Unfortunately, key governments, notably the United States, showed a general lack of support for the operation. Logistical and financial problems, as well as negotiations toward an agreement with Somali clan leaders for the introduction of the force, also posed difficulties. By September of 1991, when the UN force was fully deployed, the situation in Mogadishu had so degenerated that UN troops could not safeguard the delivery of food and other relief supplies. With impunity, Somali clan leaders were able to frustrate the conciliation efforts of the UN secretary-general’s special representative in the field. In short, the first phase of operations in Somalia was a story of too little too late.
As the horrors of starvation and the breakdown of public order in Somalia became apparent on the nightly news, President George H. W. Bush, responding to public pressure, authorized the Marine Corps to lead a thirty-eight-thousand- troop intervention in December of 1992, with the limited objective of facilitating humanitarian relief efforts. As intended, this phase of operations lasted only a few months, but succeeded in saving many lives.
Although some U.S. forces remained in Somalia, the UN took over the major interventionary responsibility in May of 1993 with a weaker force charged with a broader ‘nation-building’ mandate. Unfortunately, the expanded mandate was clearly beyond UN capabilities. When eighteen Americans and a number of Pakistani troops were killed later in the year, U.S. public opinion turned strongly against continued involvement, and President Bill Clinton announced that U.S. forces would be withdrawn by the end of March of 1994. This third phase ended a year later, without accomplishing any of its objectives. There were further difficulties in Somalia with unity of command; national forces failed to respond to orders from field commanders because of conflicting instructions from their capitals. Such problems would not have arisen with an all-volunteer UN force.
Had a force of several thousand well-trained UN volunteers been available for deployment in early 1992, the humanitarian relief mission could quite plausibly have been accomplished in less than a year without the Marine Corps intervention. Achieving the expanded objectives that the UN favored but the United States resisted, however, would have required a much larger force for a much longer period of time – and substantial commitment by the world community for nonmilitary support, also for many years. As it is, Somalia remains a failed state – a case for UN trusteeship.
The UN intervention in Cambodia grew out of the 1991 Paris Peace Agreement, which was meant to end two decades of terrorism and civil war by producing a unified – and freely elected – Cambodian government. The Security Council has characterized the operation as “a major achievement of the United Nations.” UN troops repatriated three hundred sixty thousand refugees and displaced persons from Thai border regions. In addition, a technically free and fair election was held with an extraordinarily high level of participation.
But, in fact, the UN’s Cambodia mission must be judged a failure. Despite the high voter turnout, the UN was unable to protect opposition parties from a centrally directed government campaign of terror and intimidation. At best, 10 percent of the nation’s roughly three hundred fifty thousand armed combatants were demobilized.
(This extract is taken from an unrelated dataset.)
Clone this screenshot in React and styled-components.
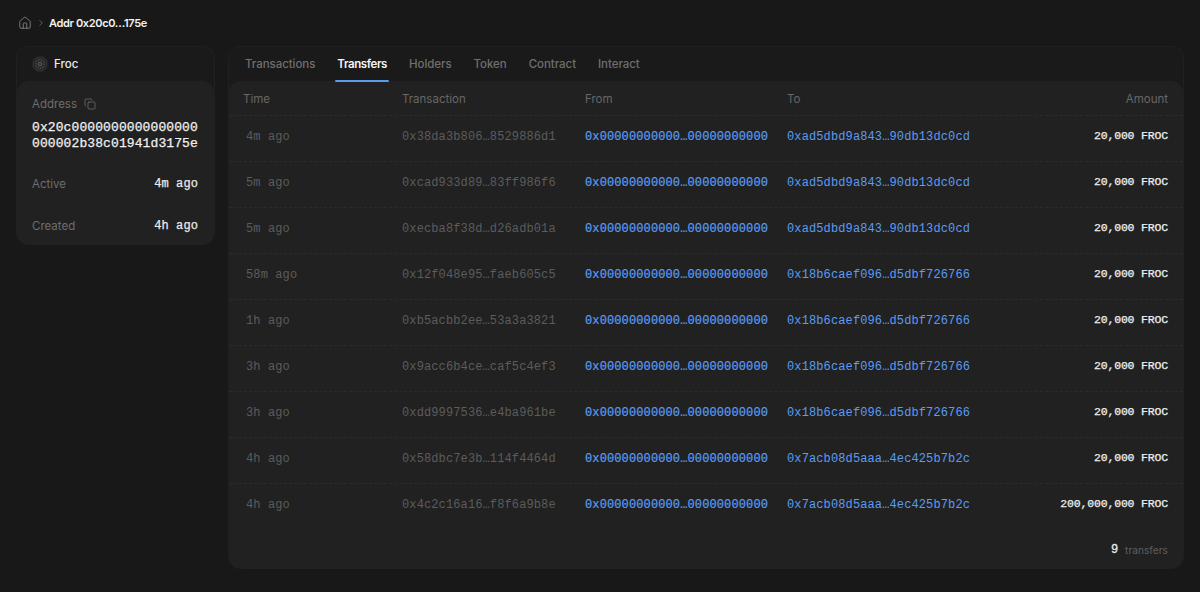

Most significantly, the Khmer Rouge was able to sabotage the goal of national unification: although it had been a party to the Paris Peace Agreement – and a major cause of the ruthlessness of the nation’s long civil war–it refused to participate in the election and to permit UN access to the parts of the country it controlled.
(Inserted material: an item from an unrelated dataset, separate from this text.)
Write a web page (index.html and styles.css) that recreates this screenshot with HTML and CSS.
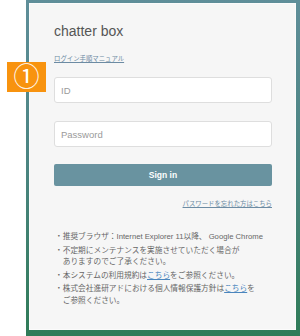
FILE: index.html
```html
<!DOCTYPE html>
<html lang="ja">
<head>
<meta charset="utf-8">
<title>chatter box</title>
<link rel="stylesheet" href="styles.css">
</head>
<body>

<div class="badge">①</div>

<div class="frame">
  <div class="card">
    <h1 class="title">chatter box</h1>
    <a class="manual" href="#">ログイン手順マニュアル</a>

    <input type="text" class="field field-id" placeholder="ID">
    <input type="password" class="field field-pwd" placeholder="Password">
    <button class="signin">Sign in</button>

    <div class="forgot"><a href="#">パスワードを忘れた方はこちら</a></div>

    <ul class="notes">
      <li>・推奨ブラウザ：Internet Explorer 11以降、 Google Chrome</li>
      <li>・不定期にメンテナンスを実施させていただく場合が<br>ありますのでご了承ください。</li>
      <li>・本システムの利用規約は<a href="#">こちら</a>をご参照ください。</li>
      <li>・株式会社進研アドにおける個人情報保護方針は<a href="#">こちら</a>を<br>ご参照ください。</li>
    </ul>
  </div>
</div>

</body>
</html>
```

FILE: styles.css
```css
body { margin: 0; background: #fff; font-family: "Liberation Sans", "Noto Sans CJK JP", sans-serif; color: #666; }

.frame { margin-left: 26px; height: 336px; box-sizing: border-box; padding: 3px 4px 6px 3px;
  background: linear-gradient(#5f8e99, #4a8480 50%, #2f7b57); }

.card { height: 100%; box-sizing: border-box; background: #f6f6f6; border: 1px solid #fbfbfb;
  padding: 0 23px 0 24px; display: flex; flex-direction: column; align-items: stretch; }

.badge { position: absolute; left: 7px; top: 62px; width: 39px; height: 30px;
  background: #f8930f; color: #fff; font-size: 26px; line-height: 30px; text-align: center; }

.title { margin: 19px 0 0 0; font-size: 14px; line-height: 16px; font-weight: normal; color: #555; }

.manual { margin-top: 15px; font-size: 6.4px; line-height: 10px; color: #6c8ba3; align-self: flex-start; }

.field { height: 26px; box-sizing: border-box; border: 1px solid #dedede; border-radius: 3px;
  background: #fff; padding: 0 6px; font: 9.5px "Liberation Sans", sans-serif; color: #333; outline: 0; }
.field::placeholder { color: #9a9a9a; }
.field-id { margin-top: 13px; }
.field-pwd { margin-top: 18px; }

.signin { margin-top: 17px; height: 22px; border: 0; border-radius: 2px; background: #6993a0;
  color: #fff; font: bold 8.5px "Liberation Sans", sans-serif; }

.forgot { margin-top: 13px; text-align: right; font-size: 6.4px; line-height: 10px; }
.forgot a { color: #6c8ba3; }

.notes { list-style: none; margin: 22px 0 0 1px; padding: 0; font-size: 7.7px; line-height: 11.5px; color: #666; }
.notes li { margin-bottom: 2px; padding-left: 1em; text-indent: -1em; }
.notes a { color: #4a85bd; }
```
Might things have gone better if the UN had had an all-volunteer military force at its disposal instead of having to rely on seconded troops? Many of the sixteen thousand troops that were actually deployed were ill-equipped and ill-disciplined – problems that would not have plagued a well-trained volunteer force. Also, the force could probably have been deployed soon after the Paris accords – not eight months later, as was the case. Such earlier deployment would have made it possible to make considerably more progress in the disarmament mission. According to observers in the field, rapid deployment might also have helped to deter disorder.
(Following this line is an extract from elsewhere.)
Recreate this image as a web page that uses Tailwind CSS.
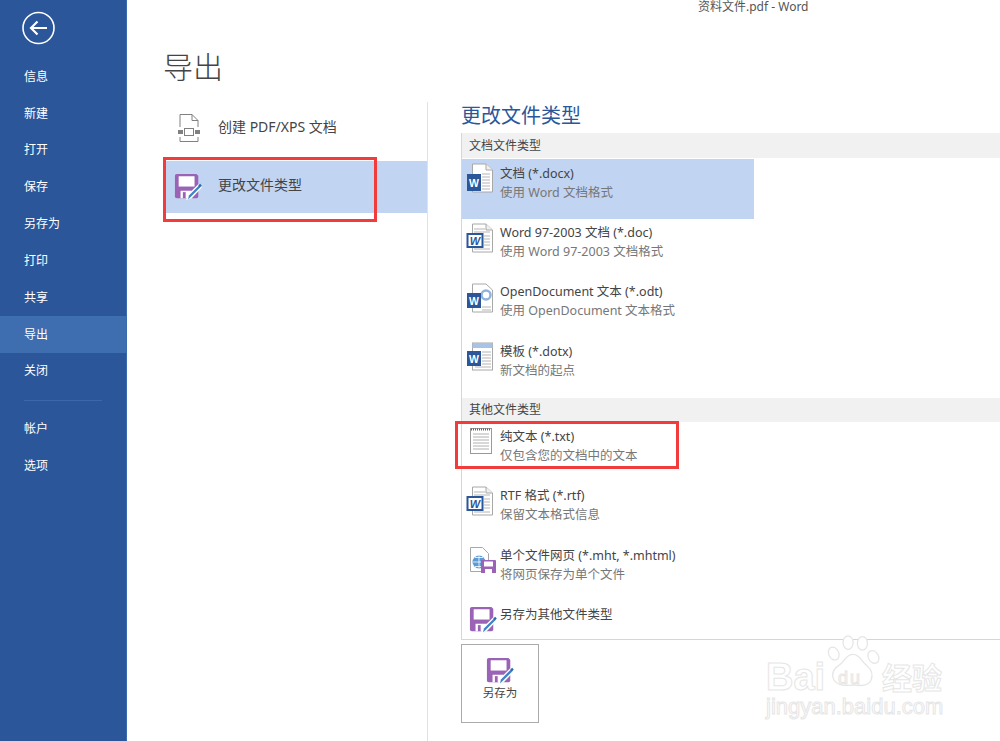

Perhaps the most interesting question is whether, with a volunteer force, the un would have been able to compel the Khmer Rouge to comply with the Paris Peace Agreement. Perhaps doing so would have been unwise, given the Khmer Rouge’s military capabilities and ideological fanaticism, and given the possibility of negative reactions from China and other Southeast Asian states. Perhaps the Paris consensus might not have survived, and perhaps one or more outside parties would have resumed their support of the Khmer Rouge.
At least one moral of the story is clear: If the broader nation-building objectives of the UN intervention were to be realized – particularly in the absence of a resolution of the Khmer Rouge problem – the UN would doubtless have had to maintain a substantial military presence in Cambodia for a number of years, as well as provide resources for the civil components of the UN mission. The Cambodian mission, then, highlights the reasons why the international community must take seriously the need not only for an enhanced volunteer UN military force, but also for a well-qualified UN ‘peace corps’ able to help reconstruct war-ravaged societies.
From the perspective of the international community, which had recently been stung by the failure of humanitarian intervention in Somalia, the genocidal war between Hutus and Tutsis in Rwanda could not have come at a worse time or place: Africa, in April of 1994. At the time, a UN Assistance Mission (UNAMIR I) with a force of twenty-five hundred troops was already in Rwanda. Yet the immediate Security Council reaction was not to increase its strength, but to reduce it – to a mere three hundred troops. Moreover, the Security Council, ignoring the secretary-general’s call for strengthening the force and increasing active intervention, limited UNAMIT I’s mandate to brokering a cease-fire and assisting in relief efforts.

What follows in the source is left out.